Dynamic memory and model scaling remain challenges, particularly for long temporal horizons or high-resolution input. Strategies such as patching, sparse aggregation, and low-rank projections help mitigate this (Shu et al., 2024).
Extension to multi-head, large-scale attention may increase GPU footprint and training cost, motivating research into distillation, dynamic routing, or regularized offset learning (Long et al., 2022, Truong et al., 2024).
Uncertainty quantification and conformal prediction remain open areas, especially for forecasting (Shu et al., 2024).

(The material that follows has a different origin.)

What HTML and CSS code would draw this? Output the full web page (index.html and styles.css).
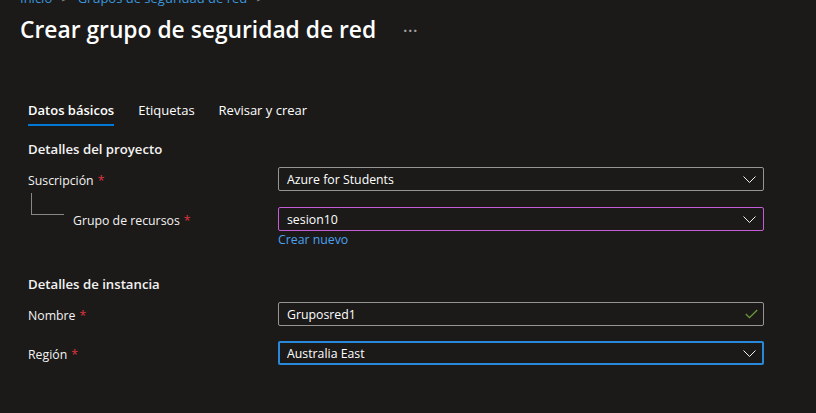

Deformable spatiotemporal attention has demonstrated utility in:

Video Instance Segmentation and Object Tracking: Deformable VisTR achieves state-of-the-art efficiency and competitive accuracy on YouTube-VIS by replacing global attention with learned, local spatiotemporal sampling (Yarram et al., 2022).
Self-Supervised Video Object Segmentation: Learning deformable attention maps in conjunction with distillation yields robust, real-time instance masks under object motion and occlusion (Truong et al., 2024).
Video Understanding and Classification: SIFA block integration boosts action recognition accuracy and robustness to motion over standard convolutional or transformer backbones (Long et al., 2022).
Time Series Forecasting: Variable and temporal deformable attention exploits complex lead-lag and cross-variable temporal dependencies in MTS, outperforming established and specialized baselines (Shu et al., 2024).
Video Compression Artifact Reduction: Efficient DSTA blocks focus computational effort where restoration needs are highest, delivering fidelity gains at real-time speeds (Zhao et al., 2021).
Cross-Modal Action Recognition: 3D deformable transformers fuse adaptive spatiotemporal receptive fields for RGB and pose modalities, yielding competitive performance across standard datasets (Kim et al., 2022).

A plausible implication is that deformable spatiotemporal attention will constitute a fundamental building block for future architectures dealing with dynamic, temporally and spatially complex data, especially as model scaling and deployment efficiency become increasingly important in practical applications.